- [WHAT THE EXERCISE ASKS]: Quote the whole listing exactly. Leave the pictures out of your copy.

-- START --

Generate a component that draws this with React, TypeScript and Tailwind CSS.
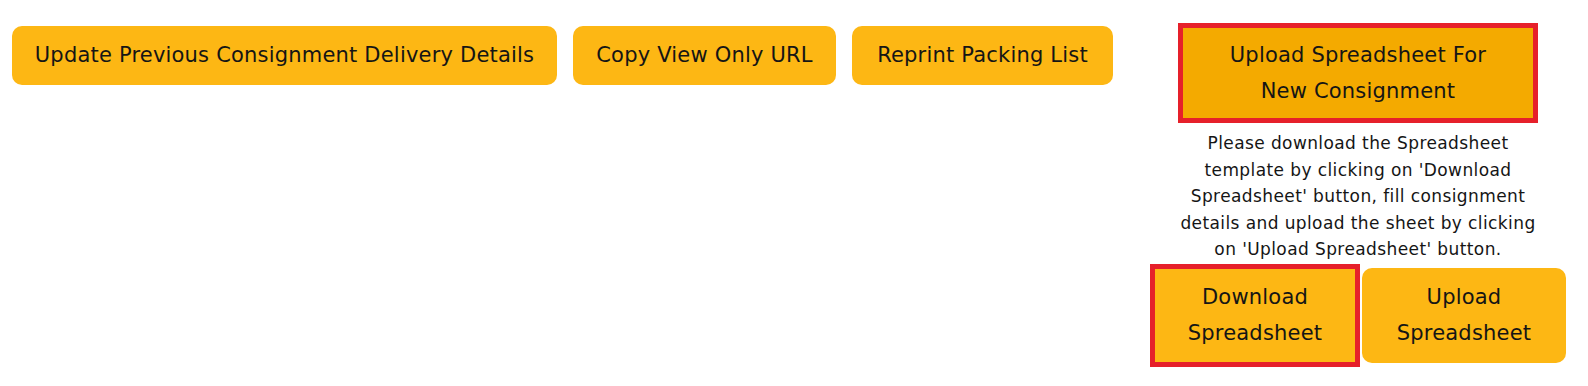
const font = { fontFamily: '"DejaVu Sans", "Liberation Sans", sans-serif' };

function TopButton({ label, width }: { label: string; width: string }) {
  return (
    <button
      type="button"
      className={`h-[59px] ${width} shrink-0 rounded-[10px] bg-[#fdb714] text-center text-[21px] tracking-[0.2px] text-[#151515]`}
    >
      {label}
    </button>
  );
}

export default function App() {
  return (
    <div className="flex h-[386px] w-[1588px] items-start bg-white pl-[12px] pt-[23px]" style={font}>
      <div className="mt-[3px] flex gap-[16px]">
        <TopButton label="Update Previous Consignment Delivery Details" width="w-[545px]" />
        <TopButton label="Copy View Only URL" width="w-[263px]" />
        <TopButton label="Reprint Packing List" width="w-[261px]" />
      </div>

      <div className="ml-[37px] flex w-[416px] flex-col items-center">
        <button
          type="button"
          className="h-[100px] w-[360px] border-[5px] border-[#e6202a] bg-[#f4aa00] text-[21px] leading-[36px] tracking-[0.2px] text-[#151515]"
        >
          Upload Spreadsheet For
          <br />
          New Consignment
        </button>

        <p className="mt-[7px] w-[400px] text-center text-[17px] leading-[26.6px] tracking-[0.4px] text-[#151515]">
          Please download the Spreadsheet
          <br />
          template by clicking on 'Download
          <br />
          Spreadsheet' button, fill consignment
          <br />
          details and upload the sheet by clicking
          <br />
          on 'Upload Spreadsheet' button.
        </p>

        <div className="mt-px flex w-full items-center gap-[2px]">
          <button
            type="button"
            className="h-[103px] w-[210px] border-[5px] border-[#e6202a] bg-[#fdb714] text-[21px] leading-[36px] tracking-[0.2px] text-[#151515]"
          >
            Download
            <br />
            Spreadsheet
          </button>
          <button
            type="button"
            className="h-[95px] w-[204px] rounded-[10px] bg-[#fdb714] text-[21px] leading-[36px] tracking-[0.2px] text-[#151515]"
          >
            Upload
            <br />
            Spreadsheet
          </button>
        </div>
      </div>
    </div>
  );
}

-- END --

- [ANSWER TO THE PROBLEM]:
Generate a component that draws this with React, TypeScript and Tailwind CSS.
const font = { fontFamily: '"DejaVu Sans", "Liberation Sans", sans-serif' };

function TopButton({ label, width }: { label: string; width: string }) {
  return (
    <button
      type="button"
      className={`h-[59px] ${width} shrink-0 rounded-[10px] bg-[#fdb714] text-center text-[21px] tracking-[0.2px] text-[#151515]`}
    >
      {label}
    </button>
  );
}

export default function App() {
  return (
    <div className="flex h-[386px] w-[1588px] items-start bg-white pl-[12px] pt-[23px]" style={font}>
      <div className="mt-[3px] flex gap-[16px]">
        <TopButton label="Update Previous Consignment Delivery Details" width="w-[545px]" />
        <TopButton label="Copy View Only URL" width="w-[263px]" />
        <TopButton label="Reprint Packing List" width="w-[261px]" />
      </div>

      <div className="ml-[37px] flex w-[416px] flex-col items-center">
        <button
          type="button"
          className="h-[100px] w-[360px] border-[5px] border-[#e6202a] bg-[#f4aa00] text-[21px] leading-[36px] tracking-[0.2px] text-[#151515]"
        >
          Upload Spreadsheet For
          <br />
          New Consignment
        </button>

        <p className="mt-[7px] w-[400px] text-center text-[17px] leading-[26.6px] tracking-[0.4px] text-[#151515]">
          Please download the Spreadsheet
          <br />
          template by clicking on 'Download
          <br />
          Spreadsheet' button, fill consignment
          <br />
          details and upload the sheet by clicking
          <br />
          on 'Upload Spreadsheet' button.
        </p>

        <div className="mt-px flex w-full items-center gap-[2px]">
          <button
            type="button"
            className="h-[103px] w-[210px] border-[5px] border-[#e6202a] bg-[#fdb714] text-[21px] leading-[36px] tracking-[0.2px] text-[#151515]"
          >
            Download
            <br />
            Spreadsheet
          </button>
          <button
            type="button"
            className="h-[95px] w-[204px] rounded-[10px] bg-[#fdb714] text-[21px] leading-[36px] tracking-[0.2px] text-[#151515]"
          >
            Upload
            <br />
            Spreadsheet
          </button>
        </div>
      </div>
    </div>
  );
}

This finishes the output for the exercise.